The upfront cost is high. Metal roof prices range from one to nine hundred dollars per square feet based on the product you choose. The most expensive metals are zinc and copper starting from $900 just for the material. If you opt for steel roofs, you need to protect the material with galvanic coating and this will cost extra. On the other hand, galvalume and galvanized steel are already coated while zinc, copper, and aluminum do not need a coating to be resistant. So, it all comes down to which metal you select. Overall, they are more expensive than other roof materials. 

Nevertheless, the higher initial cost is compensated by the metal roofing longevity. Since they last two or three times more than their counterparts, you won't have to replace the roof any time soon. 

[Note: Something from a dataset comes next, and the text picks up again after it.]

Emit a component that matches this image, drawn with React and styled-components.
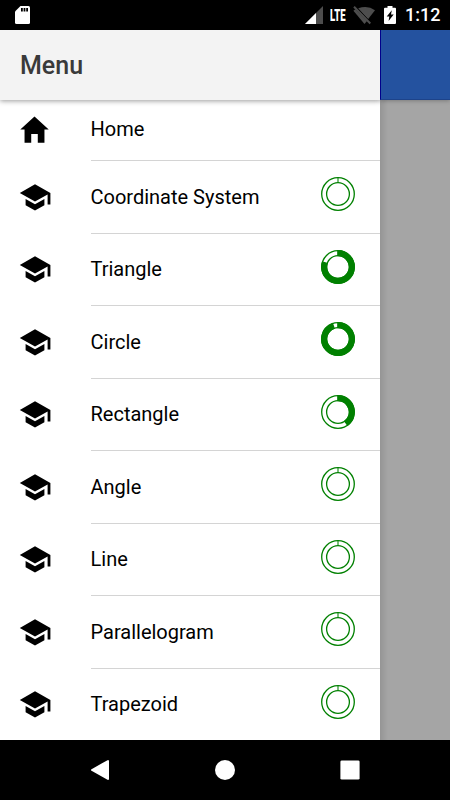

What's more? Due to the pros of metal roofs, some insurance companies reward their customers with discounts. So, you save money here too. And don't forget that they will increase the resale value of your home. The bottom line is that metal roofs have a high initial cost but they are totally worth the extra buck even if you don't plan to live in this house forever.  

Expansion & Contraction 

With temperature fluctuations, metal expands and contracts. This is not good news since the roof might get loose. This problem might raise some concerns regarding safety not to mention that part of your house will be roofless should the panel moves. But let's not make things tragic! Expansion & contraction is normal when it comes to metal. All it takes to avoid problems stemming from this natural reaction to elements is proper installation during which the roofer must place special fasteners. That's all! 

Modifications

Let's assume you want to replace a damaged part of your metal roof. It will be rather difficult since most of them come out in large panels. In other words, you will have to replace a large roof section and this will cost you more. On top of that, you might not find the exact match to your existing roof type, style, and color. Since metal roofs last long and the current means enable fast growth and many changes in the industry, chances are you might be faced with a problem years later when your roofing type is no longer available in the market. 

Maintenance & Care

For starters, metal roofs are nearly maintenance free due to their high resistance to elements, insects, rot etc. You will only need to tighten the fasteners – if any – every ten years or so. But some painted roofs can chip, peel, or fade. Some roofs might become dented and thus require repairs. The bad news is that it's difficult to do any roof repairs without the risk causing more damage to the material that cannot be walked on. On the good side though, most vendors provide thirty years guarantee and the truth is that if you hire expert roofers, they will know how to approach without causing more damage. This won't be their first time. 

Lightning Conduction 

Metal conducts electricity. That's true. But if you are wondering if a metal roof will attract lightning, it won't. The possibility of a lightning strike is as possible with metal roofs as with any other roofing material. Did you know that lightning mostly strikes tall trees? That's because it finds the tallest peak to strike. But if it makes you feel any better, metal roofs can be grounded. And don't forget that metal is non-combustible and so the risks are further reduced. 

Metal Roofing Facts

  • Nearly a million homeowners in the USA alone have already invested in metal roofs. They are not solutions for commercial applications only anymore. 
  • Metal roofs provide energy efficiency in warm and cold climates. 
  • Not only do they shed snow easily, but you can place snow guards to keep snow from falling on pedestrians and entrances. 
  • You can place solar panels on metal roofs. 
  • The noise of the raindrop is eliminated with the installation of a metal roof over solid sheathing. 
  • You can have a one-of-a-kind metal roof thanks to the multiple colors and styles. 
  • The oldest aluminum roof was installed in Australia in 1880 and is still standing.
  • Metal roofs are vertical or interlocking systems. 
  • With Hi-R coatings, you are able to further reduce heat gain and thus save money. What is this special coating? It's a paint made to protect military vehicles from infrared detection during the Desert Storm. 
  • With the installation of synthetic underlayment instead of felt paper, you protect even more your home from water leaks.  

Summary

This is the point where you put two and two together and decide whether or not metal roofs are a good choice for you. The growing number of homeowners investing in this material says something on its own. And then, it's clear that the advantages of metal roofs outnumber the disadvantages. Talking about the drawbacks, don't let them discourage you! When there is a solution to a problem, it ceases to be a problem. And the truth is that all metal roofing downsides have a solution or two. But at the end of the day, it all comes down to your own choices, climate, budget, and taste. All you need to do is weigh the metal roofing pros and cons and just know that every decision you make will be an informed one.